One of the EU's key plans to support Kiev in case of a supply cut by Russia is to use reverse flows to send gas to Ukraine, but at the moment the capacity to do so is limited.
Ukraine began importing gas through reverse flows from Poland and Hungary in 2012 but analysts said the amounts so far have been equivalent to a mere 2 bcm a year.
According to consulting group Wood Mackenzie, Poland has a reverse capacity of 1.5 bcm to Ukraine while Hungary is able to send 3.5 bcm. Romania has the potential for 1.8 bcm but there has been no firm agreement on its use, the consultancy said.

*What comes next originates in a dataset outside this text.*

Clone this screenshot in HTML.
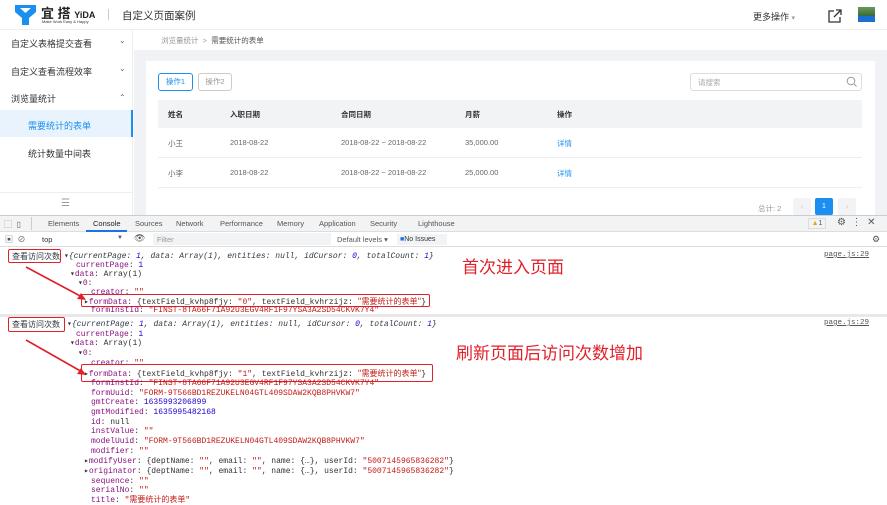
<!DOCTYPE html><html><head><meta charset="utf-8"><style>
*{margin:0;padding:0;box-sizing:border-box}
body{width:887px;height:500px;overflow:hidden;position:relative;background:#fff;font-family:"Liberation Sans","Noto Sans CJK SC",sans-serif;color:#333}
.a{position:absolute;white-space:nowrap}
.cn{font-size:9px}
.m{font-family:"Liberation Mono","DejaVu Sans Mono",monospace;font-size:8px;line-height:9px}
.k{color:#881280}.s{color:#c41a16}.n{color:#1c00cf}.g{color:#303942}
.box{position:absolute;border:1.5px solid #e0202a;border-radius:2px}
</style></head><body>
<div class="a" style="left:0;top:0;width:887px;height:30px;background:#fff;border-bottom:1px solid #eee"></div>
<svg class="a" style="left:15px;top:5px" width="21" height="20"><path d="M0 0h21v7l-7 6v7h-7v-7L0 7z" fill="#1b8ff0"/><path d="M5 3h11l-5.5 5z" fill="#fff"/></svg>
<div class="a" style="left:41px;top:3px;font-size:13px;font-weight:bold;color:#222">宜 搭 <span style="font-size:9px">YiDA</span></div>
<div class="a" style="left:42px;top:19px;font-size:4px;color:#333">Make Work Easy &amp; Happy</div>
<div class="a" style="left:108px;top:9px;width:1px;height:11px;background:#ccc"></div>
<div class="a" style="left:122px;top:8px;font-size:10.5px;color:#333">自定义页面案例</div>
<div class="a cn" style="left:753px;top:10px;color:#333">更多操作 <span style="color:#999;font-size:7px">▾</span></div>
<svg class="a" style="left:828px;top:9px" width="14" height="14"><path d="M6 2H1v11h11V8M8 1h5v5M13 1L6 8" fill="none" stroke="#333" stroke-width="1.3"/></svg>
<div class="a" style="left:858px;top:7px;width:17px;height:15px;background:linear-gradient(#6a9a5a,#3a6a3a 60%,#1b6fd0 60%)"></div>
<div class="a" style="left:0;top:30px;width:133px;height:185px;background:#fff;border-right:1px solid #eee"></div>
<div class="a cn" style="left:11px;top:37px">自定义表格提交查看</div><div class="a" style="left:119px;top:36px;font-size:8px;color:#666">⌄</div>
<div class="a cn" style="left:11px;top:65px">自定义查看流程效率</div><div class="a" style="left:119px;top:64px;font-size:8px;color:#666">⌄</div>
<div class="a cn" style="left:11px;top:92px">浏览量统计</div><div class="a" style="left:119px;top:93px;font-size:8px;color:#666">⌃</div>
<div class="a" style="left:0;top:110px;width:133px;height:27px;background:#e8f3fd;border-right:2px solid #1b8ff0"></div>
<div class="a cn" style="left:28px;top:119px;color:#1b8ff0">需要统计的表单</div>
<div class="a cn" style="left:28px;top:147px">统计数量中间表</div>
<div class="a" style="left:0;top:192px;width:133px;height:1px;background:#eee"></div>
<div class="a" style="left:61px;top:198px;font-size:10px;color:#999">☰</div>
<div class="a" style="left:134px;top:30px;width:753px;height:185px;background:#f0f2f5"></div>
<div class="a" style="left:134px;top:30px;width:753px;height:20px;background:#fff"></div>
<div class="a" style="left:161px;top:35px;font-size:7.5px;color:#999">浏览量统计 &nbsp;&gt;&nbsp; <span style="color:#555">需要统计的表单</span></div>
<div class="a" style="left:146px;top:61px;width:729px;height:154px;background:#fff"></div>
<div class="a" style="left:158px;top:73px;width:35px;height:18px;border:1px solid #1b8ff0;border-radius:3px;font-size:7.5px;color:#1b8ff0;text-align:center;line-height:16px">操作1</div>
<div class="a" style="left:198px;top:73px;width:34px;height:18px;border:1px solid #ccc;border-radius:3px;font-size:7.5px;color:#999;text-align:center;line-height:16px">操作2</div>
<div class="a" style="left:690px;top:73px;width:172px;height:18px;border:1px solid #ddd;border-radius:3px"></div>
<div class="a" style="left:698px;top:77px;font-size:7.5px;color:#aaa">请搜索</div>
<svg class="a" style="left:846px;top:76px" width="11" height="11"><circle cx="5" cy="5" r="3.8" fill="none" stroke="#999"/><path d="M8 8l2.5 2.5" stroke="#999"/></svg>
<div class="a" style="left:158px;top:100px;width:704px;height:28px;background:#f2f3f5"></div>
<div class="a" style="left:158px;top:157px;width:704px;height:1px;background:#eee"></div>
<div class="a" style="left:158px;top:187px;width:704px;height:1px;background:#eee"></div>
<div class="a" style="left:168px;top:109px;font-size:7.5px;font-weight:bold;color:#333">姓名</div>
<div class="a" style="left:230px;top:109px;font-size:7.5px;font-weight:bold;color:#333">入职日期</div>
<div class="a" style="left:341px;top:109px;font-size:7.5px;font-weight:bold;color:#333">合同日期</div>
<div class="a" style="left:465px;top:109px;font-size:7.5px;font-weight:bold;color:#333">月薪</div>
<div class="a" style="left:557px;top:109px;font-size:7.5px;font-weight:bold;color:#333">操作</div>
<div class="a" style="left:168px;top:138px;font-size:7.5px;color:#666">小王</div>
<div class="a" style="left:230px;top:138px;font-size:7.5px;color:#666">2018-08-22</div>
<div class="a" style="left:341px;top:138px;font-size:7.5px;color:#666">2018-08-22 ~ 2018-08-22</div>
<div class="a" style="left:465px;top:138px;font-size:7.5px;color:#666">35,000.00</div>
<div class="a" style="left:557px;top:138px;font-size:7.5px;color:#1b8ff0">详情</div>
<div class="a" style="left:168px;top:168px;font-size:7.5px;color:#666">小李</div>
<div class="a" style="left:230px;top:168px;font-size:7.5px;color:#666">2018-08-22</div>
<div class="a" style="left:341px;top:168px;font-size:7.5px;color:#666">2018-08-22 ~ 2018-08-22</div>
<div class="a" style="left:465px;top:168px;font-size:7.5px;color:#666">25,000.00</div>
<div class="a" style="left:557px;top:168px;font-size:7.5px;color:#1b8ff0">详情</div>
<div class="a" style="left:758px;top:203px;font-size:7.5px;color:#999">总计: 2</div>
<div class="a" style="left:793px;top:198px;width:18px;height:17px;background:#f2f3f5;border-radius:2px;color:#ccc;font-size:8px;text-align:center;line-height:17px">‹</div>
<div class="a" style="left:815px;top:198px;width:18px;height:17px;background:#1b8ff0;border-radius:2px;color:#fff;font-size:7px;text-align:center;line-height:17px">1</div>
<div class="a" style="left:838px;top:198px;width:18px;height:17px;background:#f2f3f5;border-radius:2px;color:#ccc;font-size:8px;text-align:center;line-height:17px">›</div>
<div class="a" style="left:0;top:215px;width:887px;height:17px;background:#f1f3f4;border-top:1px solid #ccc;border-bottom:1px solid #ddd"></div>
<div class="a" style="left:4px;top:219px;font-size:8px;color:#666">⬚ &nbsp;▯</div>
<div class="a" style="left:31px;top:217px;width:1px;height:13px;background:#ccc"></div>
<div class="a" style="left:48px;top:219px;font-size:7.5px;color:#555">Elements</div>
<div class="a" style="left:93px;top:219px;font-size:7.5px;color:#222">Console</div>
<div class="a" style="left:86px;top:230px;width:41px;height:2px;background:#1a73e8"></div>
<div class="a" style="left:135px;top:219px;font-size:7.5px;color:#555">Sources</div>
<div class="a" style="left:176px;top:219px;font-size:7.5px;color:#555">Network</div>
<div class="a" style="left:220px;top:219px;font-size:7.5px;color:#555">Performance</div>
<div class="a" style="left:277px;top:219px;font-size:7.5px;color:#555">Memory</div>
<div class="a" style="left:319px;top:219px;font-size:7.5px;color:#555">Application</div>
<div class="a" style="left:370px;top:219px;font-size:7.5px;color:#555">Security</div>
<div class="a" style="left:418px;top:219px;font-size:7.5px;color:#555">Lighthouse</div>
<div class="a" style="left:808px;top:218px;width:18px;height:11px;border:1px solid #ddd;font-size:7px;color:#555;text-align:center;line-height:9px"><span style="color:#e8a800">▲</span>1</div>
<div class="a" style="left:837px;top:217px;font-size:10px;color:#555">⚙ &nbsp;⋮ &nbsp;✕</div>
<div class="a" style="left:0;top:232px;width:887px;height:15px;background:#fff;border-bottom:1px solid #ddd"></div>
<div class="a" style="left:5px;top:234px;font-size:8px;color:#555">▣ &nbsp;⊘</div>
<div class="a" style="left:42px;top:235px;font-size:7.5px;color:#333">top</div>
<div class="a" style="left:117px;top:235px;font-size:6px;color:#555">▼</div>
<div class="a" style="left:134px;top:233px;font-size:9px;color:#555">👁</div>
<div class="a" style="left:153px;top:233px;width:178px;height:12px;background:#f1f3f4"></div>
<div class="a" style="left:157px;top:235px;font-size:7.5px;color:#999">Filter</div>
<div class="a" style="left:337px;top:235px;font-size:7.5px;color:#555">Default levels ▾</div>
<div class="a" style="left:397px;top:234px;width:50px;height:11px;background:#f1f3f4;font-size:7px;color:#333;line-height:11px;padding-left:3px"><span style="color:#1a73e8">■</span>No Issues</div>
<div class="a" style="left:872px;top:234px;font-size:9px;color:#555">⚙</div>
<div class="a" style="left:824px;top:251px;font-size:7.5px;color:#555;text-decoration:underline;font-family:'Liberation Mono',monospace">page.js:29</div>
<div class="a m g" style="left:12px;top:252px;font-family:'Liberation Sans','Noto Sans CJK SC',sans-serif">查看访问次数</div>
<div class="box" style="left:8px;top:249px;width:53px;height:14px"></div>
<div class="a m g" style="left:64px;top:252px;font-style:italic">▾{currentPage: <span class="n">1</span>, data: Array(1), entities: null, idCursor: <span class="n">0</span>, totalCount: <span class="n">1</span>}</div>
<div class="a m" style="left:76px;top:261px"><span class="k">currentPage</span>: <span class="n">1</span></div>
<div class="a m" style="left:70px;top:270px">▾<span class="k">data</span>: Array(1)</div>
<div class="a m" style="left:78px;top:279px">▾<span class="k">0</span>:</div>
<div class="a m" style="left:91px;top:288px"><span class="k">creator</span>: <span class="s">""</span></div>
<div class="a m" style="left:84px;top:297px">▸<span class="k">formData</span>: {textField_kvhp8fjy: <span class="s">"0"</span>, textField_kvhrzijz: <span class="s" style="font-family:'Noto Sans CJK SC',sans-serif">"需要统计的表单"</span>}</div>
<div class="box" style="left:81px;top:294px;width:349px;height:13px"></div>
<div class="a m" style="left:91px;top:306px"><span class="k">formInstId</span>: <span class="s">"FINST-8TA66F71A92U3EGV4RF1F97YSA3A2SD54CKVK7Y4"</span></div>
<svg class="a" style="left:20px;top:265px" width="70" height="40"><path d="M6 2L64 33" stroke="#e0202a" stroke-width="1.6"/><path d="M66 35l-9-1 4-6z" fill="#e0202a"/></svg>
<div class="a" style="left:462px;top:253px;font-size:17px;color:#e0202a;font-family:'Noto Sans CJK SC',sans-serif">首次进入页面</div>
<div class="a" style="left:0;top:314px;width:887px;height:3px;background:#e8e8e8"></div>
<div class="a" style="left:824px;top:319px;font-size:7.5px;color:#555;text-decoration:underline;font-family:'Liberation Mono',monospace">page.js:29</div>
<div class="a m g" style="left:12px;top:320px;font-family:'Liberation Sans','Noto Sans CJK SC',sans-serif">查看访问次数</div>
<div class="box" style="left:8px;top:317px;width:57px;height:15px"></div>
<div class="a m g" style="left:67px;top:320px;font-style:italic">▾{currentPage: <span class="n">1</span>, data: Array(1), entities: null, idCursor: <span class="n">0</span>, totalCount: <span class="n">1</span>}</div>
<div class="a m" style="left:76px;top:330px"><span class="k">currentPage</span>: <span class="n">1</span></div>
<div class="a m" style="left:70px;top:339px">▾<span class="k">data</span>: Array(1)</div>
<div class="a m" style="left:78px;top:349px">▾<span class="k">0</span>:</div>
<div class="a m" style="left:91px;top:359px"><span class="k">creator</span>: <span class="s">""</span></div>
<div class="a m" style="left:84px;top:369px">▸<span class="k">formData</span>: {textField_kvhp8fjy: <span class="s">"1"</span>, textField_kvhrzijz: <span class="s" style="font-family:'Noto Sans CJK SC',sans-serif">"需要统计的表单"</span>}</div>
<div class="box" style="left:81px;top:364px;width:352px;height:18px"></div>
<div class="a m" style="left:91px;top:379px"><span class="k">formInstId</span>: <span class="s">"FINST-8TA66F71A92U3EGV4RF1F97YSA3A2SD54CKVK7Y4"</span></div>
<div class="a m" style="left:91px;top:389px"><span class="k">formUuid</span>: <span class="s">"FORM-9T566BD1REZUKELN04GTL409SDAW2KQB8PHVKW7"</span></div>
<div class="a m" style="left:91px;top:398px"><span class="k">gmtCreate</span>: <span class="n">1635993206899</span></div>
<div class="a m" style="left:91px;top:408px"><span class="k">gmtModified</span>: <span class="n">1635995482168</span></div>
<div class="a m" style="left:91px;top:418px"><span class="k">id</span>: null</div>
<div class="a m" style="left:91px;top:427px"><span class="k">instValue</span>: <span class="s">""</span></div>
<div class="a m" style="left:91px;top:437px"><span class="k">modelUuid</span>: <span class="s">"FORM-9T566BD1REZUKELN04GTL409SDAW2KQB8PHVKW7"</span></div>
<div class="a m" style="left:91px;top:447px"><span class="k">modifier</span>: <span class="s">""</span></div>
<div class="a m" style="left:84px;top:457px">▸<span class="k">modifyUser</span>: {deptName: <span class="s">""</span>, email: <span class="s">""</span>, name: {…}, userId: <span class="s">"5007145965836282"</span>}</div>
<div class="a m" style="left:84px;top:467px">▸<span class="k">originator</span>: {deptName: <span class="s">""</span>, email: <span class="s">""</span>, name: {…}, userId: <span class="s">"5007145965836282"</span>}</div>
<div class="a m" style="left:91px;top:477px"><span class="k">sequence</span>: <span class="s">""</span></div>
<div class="a m" style="left:91px;top:486px"><span class="k">serialNo</span>: <span class="s">""</span></div>
<div class="a m" style="left:91px;top:496px"><span class="k">title</span>: <span class="s">"需要统计的表单"</span></div>
<svg class="a" style="left:20px;top:338px" width="70" height="42"><path d="M6 2L64 35" stroke="#e0202a" stroke-width="1.6"/><path d="M66 37l-9-1 4-6z" fill="#e0202a"/></svg>
<div class="a" style="left:456px;top:339px;font-size:17px;color:#e0202a;font-family:'Noto Sans CJK SC',sans-serif">刷新页面后访问次数增加</div>
</body></html>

The biggest opportunity would be pumping gas through Slovakia, the EU gateway for Ukrainian supplies, which has more than 20 bcm of reverse capability.
The problem is that such flows from Europe to Ukraine, which would largely send Russian imports into the EU back east, require contractual agreements between the governments of countries through which the gas passes.
While there have been talks, no deal has been finalised, although sources at the European Commission said it was working to get the reverse-flow arrangement finalised quickly.
Despite these efforts, one source said it would take another six months for gas to flow from Slovakia to Ukraine, too late to address any imminent disruptions, and the link could initially carry only 6 bcm per year.
The real issue, however, might not be Ukraine but Europe itself. Wood Mackenzie estimated Europe would need more than 160 bcm of Russian gas in 2014.
While Russia has enough gas and can reroute some flows from Ukraine to the Yamal Europe and Nord Stream pipelines, which supply Germany, the consultancy said these alternatives would still leave Europe needing more than 30 bcm of gas via Ukraine.
"Moscow does not shy away from sanctions against Ukraine, it has made this clear in the last few days," German consultancy Ispex said. "The question is what will happen to the transit gas destined for western Europe should Moscow stop deliveries to Ukraine."